Chapter 3 delves into the specific ritual procedures of the chigo kanjō. I argue that the chigo kanjō ritual conforms to the pattern of himitsu kanjō (secret initiations), a type of consecration that aims to collapse the distinction between the phenomenal and the noumenal. In the chigo kanjō, practitioners strove to disrupt the dichotomy between the conventional and conditioned chigo and the three absolute and unconditioned divine beings with which the chigo becomes united: the cosmic Buddha Mahāvairocana (J. Dainichi), the bodhisattva Kannon, and the kami Sannō. The chigo’s identity as either Mahāvairocana or Kannon is enacted not only by ritual gestures and various embodied practices, but also through consecration and the absorption of special esoteric knowledge.

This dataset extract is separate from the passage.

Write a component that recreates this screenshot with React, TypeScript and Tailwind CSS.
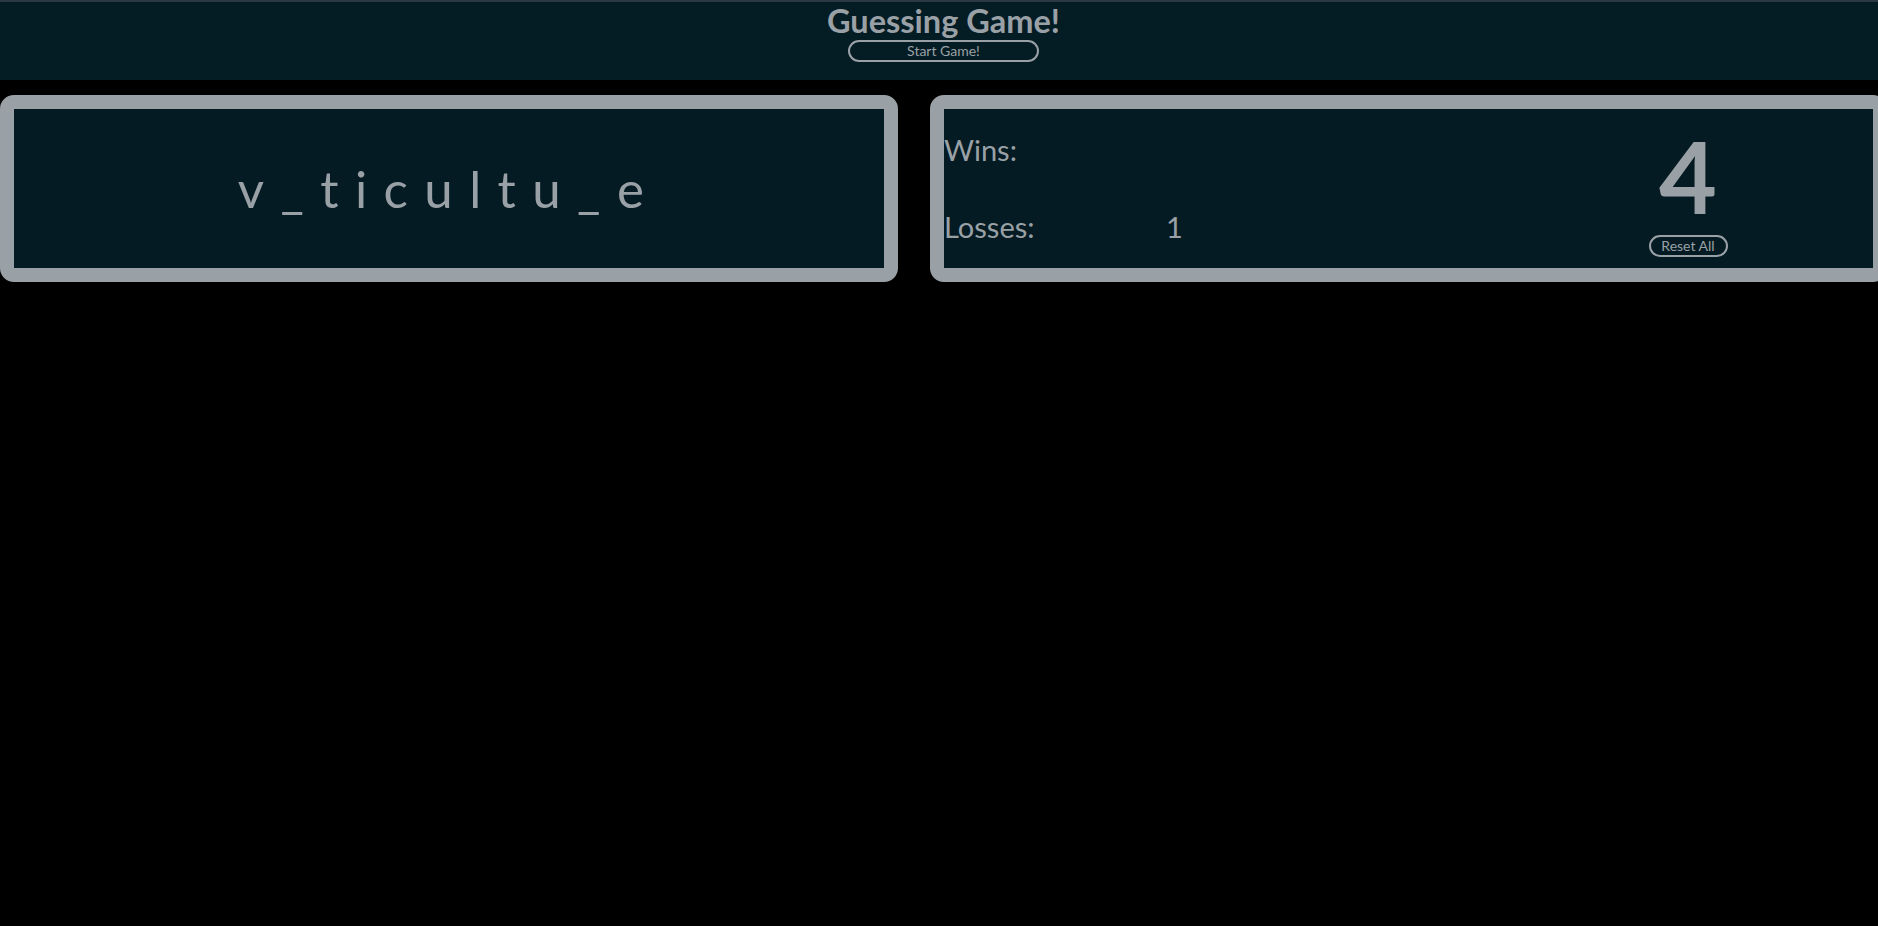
import React from "react";

export default function App() {
  const font = { fontFamily: "Lato, 'Open Sans', sans-serif" };
  return (
    <div className="min-h-screen w-full overflow-hidden bg-black text-[#9aa1a6]" style={font}>
      <header className="w-[1887px] h-[80px] border-t-2 border-[#2b3945] bg-[#041c24] flex flex-col items-center">
        <h1 className="text-[32.5px] font-bold leading-[36px] mt-[1px]">Guessing Game!</h1>
        <button className="mt-[1px] w-[191px] h-[22px] rounded-full border-2 border-[#9aa1a6] bg-[#041c24] text-[14px] leading-[16px] text-[#9aa1a6]">
          Start Game!
        </button>
      </header>
      <main className="flex gap-[32px] pt-[15px] w-[1900px]">
        <section className="w-[898px] h-[187px] shrink-0 rounded-[14px] border-[14px] border-[#9aa1a6] bg-[#041b23] flex items-center justify-center">
          <div className="text-[51px] leading-[60px] tracking-[16.4px] pl-[16px] -ml-[16px]">v_ticultu_e</div>
        </section>
        <section className="w-[957px] h-[187px] shrink-0 rounded-[14px] border-[14px] border-[#9aa1a6] bg-[#041b23] flex">
          <div className="w-[644px] grid grid-cols-[222px_1fr] content-start pt-[23px] gap-y-[41px] text-[29px] leading-[36px]">
            <div>Wins:</div>
            <div></div>
            <div>Losses:</div>
            <div>1</div>
          </div>
          <div className="w-[200px] flex flex-col items-center pt-[16px]">
            <div className="text-[100px] font-bold leading-[100px]">4</div>
            <button className="mt-[10px] w-[79px] h-[22px] rounded-full border-2 border-[#9aa1a6] bg-[#041b23] text-[14px] leading-[16px] text-[#9aa1a6]">
              Reset All
            </button>
          </div>
        </section>
      </main>
    </div>
  );
}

In Chapter 4, the seemingly incongruous array of doctrinal positions presented in the chigo kanjō documents integrate into a coherent force designed to legitimize sexual intercourse with chigo. The chigo kanjō connects a secret transmission, “Kannon’s secret teaching,” with a homoerotic set of tales known as The “Tale of the Compassionate Child” (Jidō setsuwa), original enlightenment thought (hongaku), Taimitsu (esoteric Tendai) teachings, and ideas and practices of Buddha-kami amalgamation. These elements come together to present the ritual as serving a pragmatic salvific goal: to sanctify the chigo, identifying him with one of the loftiest divinities of the Japanese pantheon. By the means of this initiation, chigo served as a mediator between this world and the other world, allowing monks to partake in divine powers.

I conclude the examination of chigo kanjō by reconsidering their social function, namely, to introduce and indoctrinate young novices to sexual practices outside of the initiatory context, and by highlighting potential avenues for future studies.